Dünyanın pek çok yerinde dalış ve görüntüleme yapan sanatçılar, dünya üzerindeki yaşam şartlarını oluşturan ve dengeleyen sualtını, gizemli ve büyülü bir ‘başka dünya’ olarak tarif ediyor. “Aslında bir su gezegeninde yaşıyoruz. Bu gezegenin %70’i suyla kaplı ve bu suyun yüzde 96.5’ini okyanuslar oluşturuyor. Bizler kara canlıları olarak suyun üzerinde kalmış kara parçalarında kendimize yer bulmuşuz” diyen Ateş Evirgen,  her dalışta gezegenin asıl canlılarını ve şartlarını görüp öğrendiğini düşünüyor: “Denizlerdeki sadece bitkisel mikroorganizmalar atmosferdeki oksijenin yarısından fazlasını sağlıyor. Bu nedenle hiç dalış yapmamış kişiler bile dalış yapanlar kadar su dünyasına ilgi duymalıdır. Ancak bu şekilde çevre bilincimizi geliştirebiliriz. Ayrıca suyun altına ilk girildiğinde sanki bir başka dünyaya ayak basmanın duygusu yaşanır. Ama aslında gezegenimizin gerçek yüzünü orada görebiliriz.”

YA ASTRONOT OLUN, YA DALGIÇ

Tolga Taymaz, Efe Akçakayalıoğlu ve Murat Kaptan ise su altında olmayı uzayda olmaya benzetiyor. “Suyun altına indiğiniz andan itibaren yukarıdaki her şey yukarıda kalıyor, bambaşka bir aleme giriyorsunuz” diyen Tolga Taymaz “Uzayda olmak nasıl tamamen farklı bir şey ise, bu da öyle…” diyerek hislerini anlatıyor. Murat Kaptan ise, “Yer çekimsiz bir ortamın vereceği hissi yaşamak için ya astronot olacaksınız ya da dalgıç” diyerek neden dalgıç olduğunu açıklıyor. Efe Akçakayalıoğlu da, “Suyun altında olmak, uzayda olmakla aynıdır benim için. Farklı yaşam formunda, farklı bir dünyanın canlılarını ziyaret etmek eşsiz bir deneyimdir” diye özetliyor.

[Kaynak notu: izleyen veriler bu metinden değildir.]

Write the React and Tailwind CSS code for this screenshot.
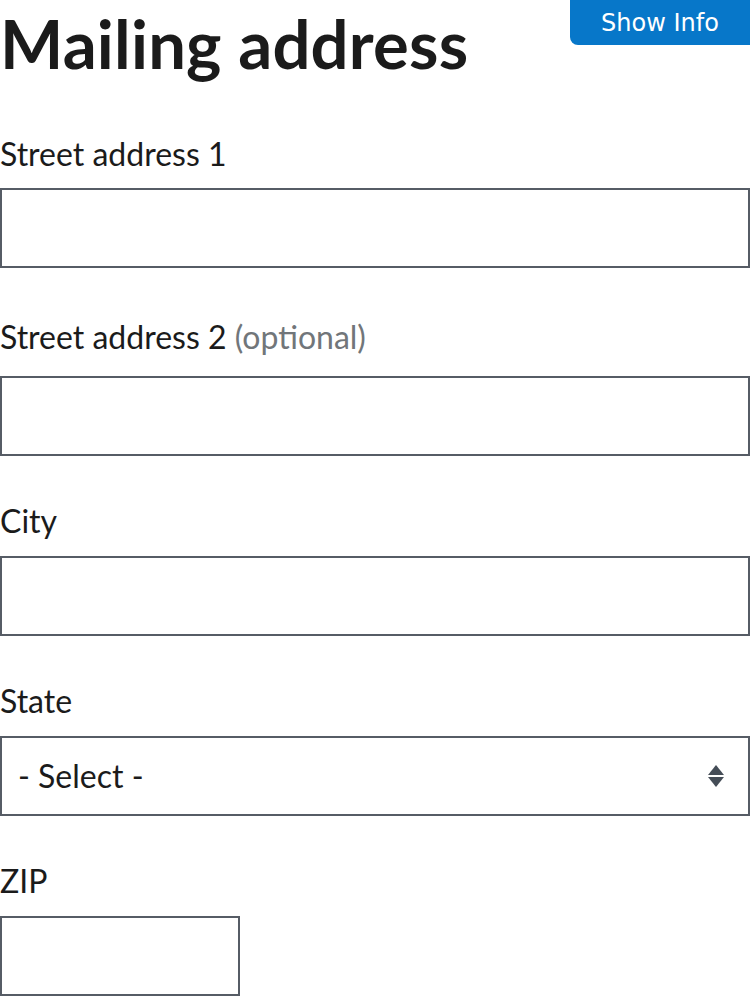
const fields = [
  { id: "street1", label: "Street address 1", mt: "mt-[61px]", mb: "mb-[18px]" },
  { id: "street2", label: "Street address 2", optional: true, mt: "mt-[53px]", mb: "mb-[23px]" },
  { id: "city", label: "City", mt: "mt-[49px]", mb: "mb-[19px]" },
];

const SortArrows = () => (
  <svg width="18" height="24" viewBox="0 0 18 24" className="text-[#454d57]" aria-hidden="true">
    <path d="M9 1 L17 11 L1 11 Z" fill="currentColor" />
    <path d="M1 13 L17 13 L9 23 Z" fill="currentColor" />
  </svg>
);

const App = () => {
  return (
    <div className="relative min-h-[996px] bg-white font-['Lato','Noto_Sans',sans-serif] text-[#1b1b1b]">
      {/* Floating info button */}
      <button
        type="button"
        className="absolute right-0 top-0 flex h-[45px] w-[180px] items-center justify-center rounded-bl-lg bg-[#0777c9] font-['DejaVu_Sans',sans-serif] text-[24px] text-white"
      >
        Show Info
      </button>

      <form className="flex flex-col">
        <h1 className="mt-[10px] text-[67px] font-bold leading-none tracking-[0.2px]">
          Mailing address
        </h1>

        {fields.map((f) => (
          <div key={f.id} className="flex flex-col">
            <label htmlFor={f.id} className={`${f.mt} ${f.mb} block text-[32px] leading-[32px]`}>
              {f.label}
              {f.optional && <span className="text-[#71767a]"> (optional)</span>}
            </label>
            <input
              id={f.id}
              type="text"
              className="h-20 w-full border-2 border-[#565c65] bg-white px-4 text-[32px] outline-none"
            />
          </div>
        ))}

        {/* State */}
        <div className="flex flex-col">
          <label htmlFor="state" className="mt-[49px] mb-[19px] block text-[32px] leading-[32px]">
            State
          </label>
          <div className="relative h-20 w-full">
            <select
              id="state"
              className="h-20 w-full appearance-none border-2 border-[#565c65] bg-white pl-[16px] text-[32px] text-[#1b1b1b] outline-none"
            >
              <option>- Select -</option>
            </select>
            <div className="pointer-events-none absolute right-[25px] top-1/2 -translate-y-1/2">
              <SortArrows />
            </div>
          </div>
        </div>

        {/* ZIP */}
        <div className="flex flex-col">
          <label htmlFor="zip" className="mt-[49px] mb-[19px] block text-[32px] leading-[32px]">
            ZIP
          </label>
          <input
            id="zip"
            type="text"
            className="h-20 w-[240px] border-2 border-[#565c65] bg-white px-4 text-[32px] outline-none"
          />
        </div>
      </form>
    </div>
  );
};

export default App;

SU ALTINDA ANTALYA CAZİBESİ

Doğu Akdeniz deniz şartlarına sahip Antalya, ülkemizin en önemli dalış noktalarına da ev sahipliği yapıyor. SUFOD ekibinden Ateş Evirgen, Antalya’nın su altı dünyasındaki yerini, “Su sıcaklığının yüksekliği ve uzun süren sıcak mevsim nedeniyle dalış turizmi için çok önemli olan Antalya’da suyun berraklığı da özelikle su altında fotoğraf ve film çekenler için en ideal şartları oluşturuyor” diye tanımladı. Denizin yanında tatlı suları da etkileyici bulan Tolga Taymaz da, “Antalya Bölgesi, tatlı sular açısından da çok zengin, birçok nehir, ırmak, tatlı su birikintisi de var. Çoğu zaman buralarda da tüpsüz dalış yaparak, birçok kimsenin fark edemediği bu güzel tatlı su dünyasını da yaşıyorum” dedi. Murat Kaptan ve Efe Akçakayalıoğlu ise, çok farklı flora ve faunaya sahip bu bölgenin renkli duvarlarına ve mağaralarına da dikkat çekti.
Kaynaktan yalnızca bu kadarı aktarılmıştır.